-- Begin Data shown --

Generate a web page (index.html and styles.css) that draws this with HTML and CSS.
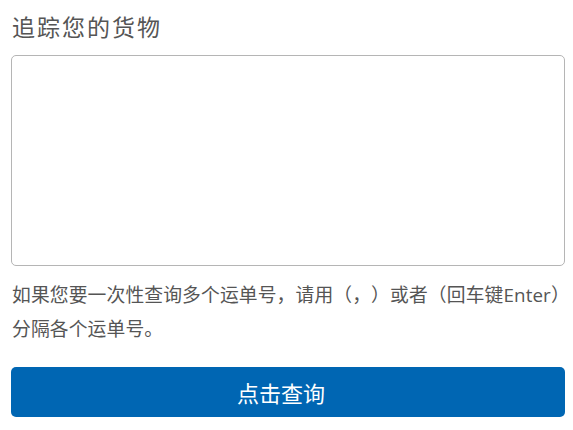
FILE: index.html
```html
<!DOCTYPE html>
<html lang="zh">
<head>
  <meta charset="UTF-8" />
  <meta name="viewport" content="width=device-width, initial-scale=1.0" />
  <title>追踪您的货物</title>
  <link rel="stylesheet" href="styles.css">
</head>
<body>
  <main class="track">
    <h2 class="track-title">追踪您的货物</h2>
    <textarea class="track-input"></textarea>
    <p class="track-tip">如果您要一次性查询多个运单号，请用（，）或者（回车键Enter）分隔各个运单号。</p>
    <button class="track-button">点击查询</button>
  </main>
</body>
</html>
```

FILE: styles.css
```css
body {
  font-family: 'Open Sans', 'Noto Sans CJK SC', sans-serif;
  margin: 0;
  padding: 0;
  background: #fff;
  color: #555;
  text-spacing-trim: space-all;
}

.track {
  padding: 12px 8px 0 11px;
}

.track-title {
  font-size: 23px;
  font-weight: normal;
  letter-spacing: 2px;
  line-height: 30px;
  margin: 0 0 13px 1px;
}

.track-input {
  display: block;
  box-sizing: border-box;
  width: 554px;
  height: 211px;
  border: 1px solid #b5b5b5;
  border-radius: 5px;
  resize: none;
  margin: 0;
}

.track-tip {
  font-size: 18.8px;
  letter-spacing: 0.12px;
  line-height: 34px;
  margin: 12px -8px 21px 1px;
}

.track-button {
  display: block;
  width: 554px;
  height: 50px;
  padding: 0 14px 0 0;
  background: #0066b3;
  color: #fff;
  border: none;
  border-radius: 5px;
  font-family: inherit;
  font-size: 22px;
  cursor: pointer;
}
```
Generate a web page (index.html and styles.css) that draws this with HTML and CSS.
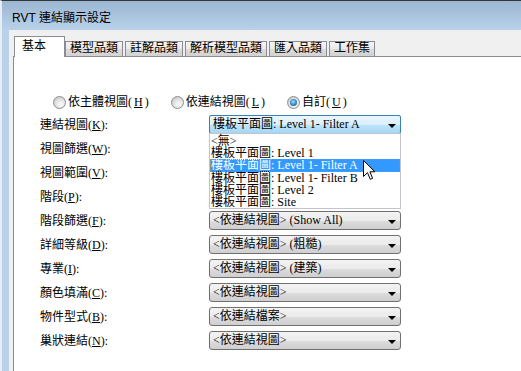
FILE: index.html
```html
<!DOCTYPE html>
<html lang="zh-Hant">
<head>
    <meta charset="UTF-8">
    <title>RVT 連結顯示設定</title>
    <link rel="stylesheet" href="styles.css">
</head>
<body>
<div class="window">
    <div class="titlebar">RVT 連結顯示設定</div>
    <div class="client">
        <div class="tabs">
            <div class="tab active">基本</div>
            <div class="tab">模型品類</div>
            <div class="tab">註解品類</div>
            <div class="tab">解析模型品類</div>
            <div class="tab">匯入品類</div>
            <div class="tab">工作集</div>
        </div>
        <div class="panel">
            <div class="radios">
                <span class="radio"><i class="dot"></i>依主體視圖(<u>H</u>)</span>
                <span class="radio"><i class="dot"></i>依連結視圖(<u>L</u>)</span>
                <span class="radio"><i class="dot checked"></i>自訂(<u>U</u>)</span>
            </div>
            <div class="form">
                <div class="row">
                    <span class="label">連結視圖(<u>K</u>):</span>
                    <div class="combo-wrap">
                        <div class="combo focus"><span class="value">樓板平面圖: Level 1- Filter A</span><i class="arrow"></i></div>
                        <ul class="list">
                            <li>&lt;無&gt;</li>
                            <li>樓板平面圖: Level 1</li>
                            <li class="hl">樓板平面圖: Level 1- Filter A</li>
                            <li>樓板平面圖: Level 1- Filter B</li>
                            <li>樓板平面圖: Level 2</li>
                            <li>樓板平面圖: Site</li>
                        </ul>
                        <svg class="cursor" width="13" height="21" viewBox="0 0 13 21">
                            <path d="M0.5 0.5 L0.5 16.5 L4.5 12.7 L7.3 19.3 L9.6 18.3 L6.9 11.8 L12 11.8 Z" fill="#fff" stroke="#000" stroke-width="1" stroke-linejoin="miter"/>
                        </svg>
                    </div>
                </div>
                <!-- these three are covered by the open list -->
                <div class="row">
                    <span class="label">視圖篩選(<u>W</u>):</span>
                    <div class="combo"><i class="arrow"></i></div>
                </div>
                <div class="row">
                    <span class="label">視圖範圍(<u>V</u>):</span>
                    <div class="combo"><i class="arrow"></i></div>
                </div>
                <div class="row">
                    <span class="label">階段(<u>P</u>):</span>
                    <div class="combo"><i class="arrow"></i></div>
                </div>
                <div class="row">
                    <span class="label">階段篩選(<u>F</u>):</span>
                    <div class="combo"><span class="value">&lt;依連結視圖&gt; (Show All)</span><i class="arrow"></i></div>
                </div>
                <div class="row">
                    <span class="label">詳細等級(<u>D</u>):</span>
                    <div class="combo"><span class="value">&lt;依連結視圖&gt; (粗糙)</span><i class="arrow"></i></div>
                </div>
                <div class="row">
                    <span class="label">專業(<u>I</u>):</span>
                    <div class="combo"><span class="value">&lt;依連結視圖&gt; (建築)</span><i class="arrow"></i></div>
                </div>
                <div class="row">
                    <span class="label">顏色填滿(<u>C</u>):</span>
                    <div class="combo"><span class="value">&lt;依連結視圖&gt;</span><i class="arrow"></i></div>
                </div>
                <div class="row">
                    <span class="label">物件型式(<u>B</u>):</span>
                    <div class="combo"><span class="value">&lt;依連結檔案&gt;</span><i class="arrow"></i></div>
                </div>
                <div class="row">
                    <span class="label">巢狀連結(<u>N</u>):</span>
                    <div class="combo"><span class="value">&lt;依連結視圖&gt;</span><i class="arrow"></i></div>
                </div>
            </div>
        </div>
    </div>
</div>
</body>
</html>
```

FILE: styles.css
```css
* {
    margin: 0;
    padding: 0;
    box-sizing: border-box;
}
html, body {
    width: 521px;
    height: 371px;
    overflow: hidden;
    background: #b9d1ea;
}
.window {
    width: 521px;
    height: 371px;
    display: flex;
    flex-direction: column;
    border-top: 1px solid #353535;
    border-left: 2px solid #e6edf4;
    padding-left: 7px;
    background: linear-gradient(to bottom, #9bb6d2 0, #b9d2ea 29px, #b9d1ea 100%);
    font-family: "Liberation Serif", "Noto Sans CJK TC", serif;
    font-size: 12px;
    color: #000;
    text-autospace: no-autospace;
    text-spacing-trim: space-all;
}
.titlebar {
    height: 29px;
    flex: none;
    display: flex;
    align-items: center;
    padding: 2px 0 0 3px;
    font-family: "Liberation Sans", "Noto Sans CJK TC", sans-serif;
    font-size: 12px;
    color: #000;
}
.client {
    flex: 1;
    display: flex;
    flex-direction: column;
    background: #f0f0f0;
    padding: 6px 0 0 4px;
}
.tabs {
    display: flex;
    align-items: flex-end;
    height: 20px;
    padding-left: 1px;
    position: relative;
    z-index: 1;
}
.tab {
    height: 15px;
    line-height: 13px;
    padding: 0 4px;
    margin-right: 2px;
    border: 1px solid #898c95;
    border-bottom: none;
    background: linear-gradient(to bottom, #f5f5f5 0, #e9e9e9 50%, #dcdcdc 51%, #d2d2d2 100%);
    white-space: nowrap;
}
.tab.active {
    width: 51px;
    height: 21px;
    margin-bottom: -1px;
    margin-right: 0;
    padding: 1px 0 0 7px;
    line-height: 16px;
    background: #fff;
}
.panel {
    flex: 1;
    background: #fff;
    border-top: 1px solid #898c95;
    border-left: 1px solid #898c95;
    padding-left: 26px;
}
.radios {
    display: flex;
    align-items: center;
    gap: 22px;
    height: 14px;
    margin: 38px 0 0 13px;
    line-height: 14px;
}
.radio {
    display: flex;
    align-items: center;
    gap: 2px;
    white-space: nowrap;
}
.dot {
    width: 13px;
    height: 13px;
    border-radius: 50%;
    border: 1px solid #8d8d8d;
    background: radial-gradient(circle at 62% 68%, #fbfbfb 0, #e4e4e4 45%, #bdbdbd 100%);
    position: relative;
}
.dot.checked::after {
    content: "";
    position: absolute;
    left: 2px;
    top: 2px;
    width: 7px;
    height: 7px;
    border-radius: 50%;
    background: radial-gradient(circle at 45% 40%, #a8e4ff 0, #3d95d6 45%, #0c4373 100%);
}
.form {
    display: flex;
    flex-direction: column;
    gap: 5px;
    margin-top: 6px;
}
.row {
    display: flex;
    align-items: center;
    height: 19px;
}
.label {
    width: 169px;
    line-height: 14px;
    white-space: nowrap;
}
.combo-wrap {
    position: relative;
    width: 192px;
    height: 19px;
}
.combo {
    width: 192px;
    height: 19px;
    display: flex;
    align-items: center;
    justify-content: space-between;
    padding: 0 4px 0 3px;
    border: 1px solid #707070;
    border-radius: 3px;
    background: linear-gradient(to bottom, #f3f3f3 0, #ebebeb 50%, #dddddd 51%, #cfcfcf 100%);
    line-height: 15px;
    white-space: nowrap;
}
.combo .arrow:only-child {
    margin-left: auto;
}
.combo.focus {
    border-color: #3c7fb1;
    border-radius: 2px;
    background: linear-gradient(to bottom, #eaf6fd 0, #d9f0fc 50%, #bee6fd 51%, #a4d6f3 100%);
}
.arrow {
    width: 0;
    height: 0;
    margin-top: 2px;
    border-left: 4px solid transparent;
    border-right: 4px solid transparent;
    border-top: 4px solid #000;
}
.list {
    position: absolute;
    left: 0;
    top: 18px;
    width: 192px;
    height: 76px;
    list-style: none;
    background: #fff;
    border: 1px solid #c2c3cf;
    padding-top: 1px;
    z-index: 2;
}
.list li {
    height: 12px;
    line-height: 12px;
    padding-left: 1px;
    white-space: nowrap;
}
.list li.hl {
    height: 13px;
    background: #3399ff;
    color: #fff;
    outline: 1px dotted #d47f2a;
    outline-offset: -1px;
}
.cursor {
    position: absolute;
    left: 154px;
    top: 45px;
    z-index: 3;
}
```
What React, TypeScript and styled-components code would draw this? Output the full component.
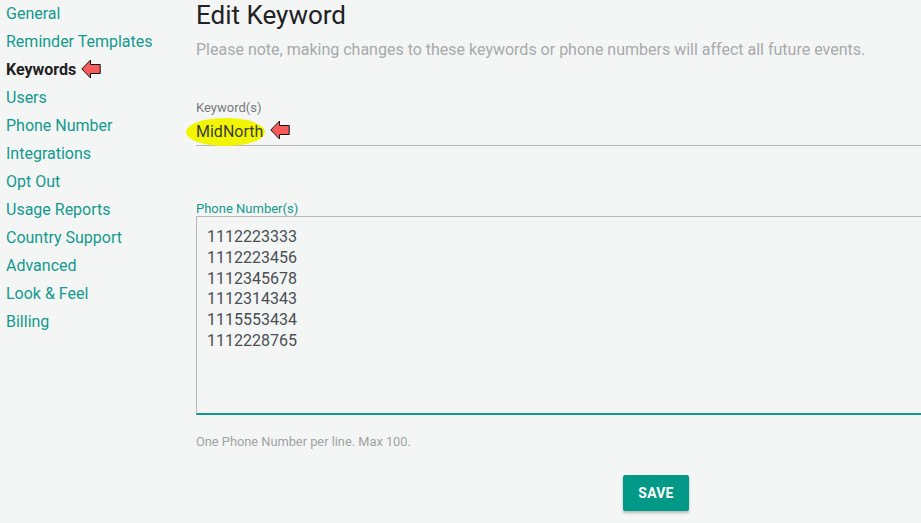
import React from "react";
import styled, { createGlobalStyle } from "styled-components";

const GlobalStyle = createGlobalStyle`
  html, body {
    margin: 0;
    padding: 0;
    background: #f4f6f5;
    overflow: hidden;
  }
  body {
    font-family: Roboto, "Liberation Sans", Arial, sans-serif;
  }
`;

const Page = styled.div`
  display: flex;
  width: 1200px;
  min-height: 523px;
`;

const Sidebar = styled.nav`
  width: 190px;
  padding-left: 6px;
  margin-top: -1px;
  display: flex;
  flex-direction: column;
`;

const NavItem = styled.a<{ $active?: boolean }>`
  display: flex;
  align-items: center;
  height: 28px;
  font-size: 16px;
  color: ${(p) => (p.$active ? "#222" : "#13998f")};
  font-weight: ${(p) => (p.$active ? 700 : 400)};
  text-decoration: none;
  cursor: pointer;
`;

const Main = styled.main`
  width: 920px;
  display: flex;
  flex-direction: column;
`;

const Title = styled.h1`
  margin: 0;
  font-size: 26px;
  line-height: 30px;
  font-weight: 400;
  color: #1f2124;
`;

const Note = styled.p`
  margin: 10px 0 0;
  font-size: 16px;
  line-height: 20px;
  color: #a8aaab;
`;

const Label = styled.label<{ $focused?: boolean }>`
  display: block;
  font-size: 13px;
  line-height: 14px;
  color: ${(p) => (p.$focused ? "#13998f" : "#777a7c")};
`;

const KeywordField = styled.div`
  margin-top: 41px;
  display: flex;
  flex-direction: column;
`;

const KeywordInput = styled.div`
  margin-top: 5px;
  height: 25px;
  border-bottom: 1px solid #b9bbbb;
  display: flex;
  align-items: flex-start;
  font-size: 16px;
  line-height: 24px;
  color: #3a3f3a;
`;

const Highlight = styled.span`
  background: #f2f500;
  border-radius: 50%;
  padding: 2px 2px 2px 10px;
  margin-left: -10px;
  margin-top: -2px;
`;

const PhoneField = styled.div`
  margin-top: 56px;
  display: flex;
  flex-direction: column;
`;

const Numbers = styled.textarea`
  height: 199px;
  box-sizing: border-box;
  border: 1px solid #b9bbbb;
  border-right: none;
  border-bottom: 2px solid #0f9a8c;
  background: transparent;
  resize: none;
  outline: none;
  padding: 10px 10px;
  font-family: Roboto, "Liberation Sans", Arial, sans-serif;
  font-size: 16px;
  line-height: 20.8px;
  color: #4a4e53;
`;

const Help = styled.div`
  margin-top: 19px;
  font-size: 12.8px;
  line-height: 16px;
  color: #a0a3a4;
`;

const Actions = styled.div`
  display: flex;
  justify-content: center;
  margin-top: 25px;
`;

const SaveButton = styled.button`
  width: 66px;
  height: 36px;
  border: none;
  border-radius: 2px;
  background: #009886;
  color: #fff;
  font-family: Roboto, "Liberation Sans", Arial, sans-serif;
  font-size: 14px;
  font-weight: 700;
  letter-spacing: 0.2px;
  box-shadow: 0 2px 3px rgba(0, 0, 0, 0.25);
  cursor: pointer;
`;

const ArrowMark = styled.svg`
  flex: none;
  width: 20px;
  height: 20px;
  margin-left: 5px;
`;

const Arrow: React.FC = () => (
  <ArrowMark viewBox="0 0 20 20">
    <polygon
      points="0.8,10 9.5,1 9.5,5.5 19.2,5.5 19.2,14.5 9.5,14.5 9.5,19"
      fill="#f75b5b"
      stroke="#111"
      strokeWidth="1"
    />
  </ArrowMark>
);

const navItems = [
  "General",
  "Reminder Templates",
  "Keywords",
  "Users",
  "Phone Number",
  "Integrations",
  "Opt Out",
  "Usage Reports",
  "Country Support",
  "Advanced",
  "Look & Feel",
  "Billing",
];

const phoneNumbers = [
  "1112223333",
  "1112223456",
  "1112345678",
  "1112314343",
  "1115553434",
  "1112228765",
].join("\n");

const App: React.FC = () => {
  return (
    <>
      <GlobalStyle />
      <Page>
        <Sidebar>
          {navItems.map((item) => (
            <NavItem key={item} $active={item === "Keywords"}>
              {item}
              {item === "Keywords" && <Arrow />}
            </NavItem>
          ))}
        </Sidebar>
        <Main>
          <Title>Edit Keyword</Title>
          <Note>
            Please note, making changes to these keywords or phone numbers will
            affect all future events.
          </Note>
          <KeywordField>
            <Label>Keyword(s)</Label>
            <KeywordInput>
              <Highlight>MidNorth</Highlight>
              <Arrow />
            </KeywordInput>
          </KeywordField>
          <PhoneField>
            <Label $focused>Phone Number(s)</Label>
            <Numbers defaultValue={phoneNumbers} />
          </PhoneField>
          <Help>One Phone Number per line. Max 100.</Help>
          <Actions>
            <SaveButton>SAVE</SaveButton>
          </Actions>
        </Main>
      </Page>
    </>
  );
};

export default App;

-- End Data shown --

● **What the exercise asks**: State the number of lines in the preceding entries that include the word "index". Provide nothing else.

● **Expected answer**: 7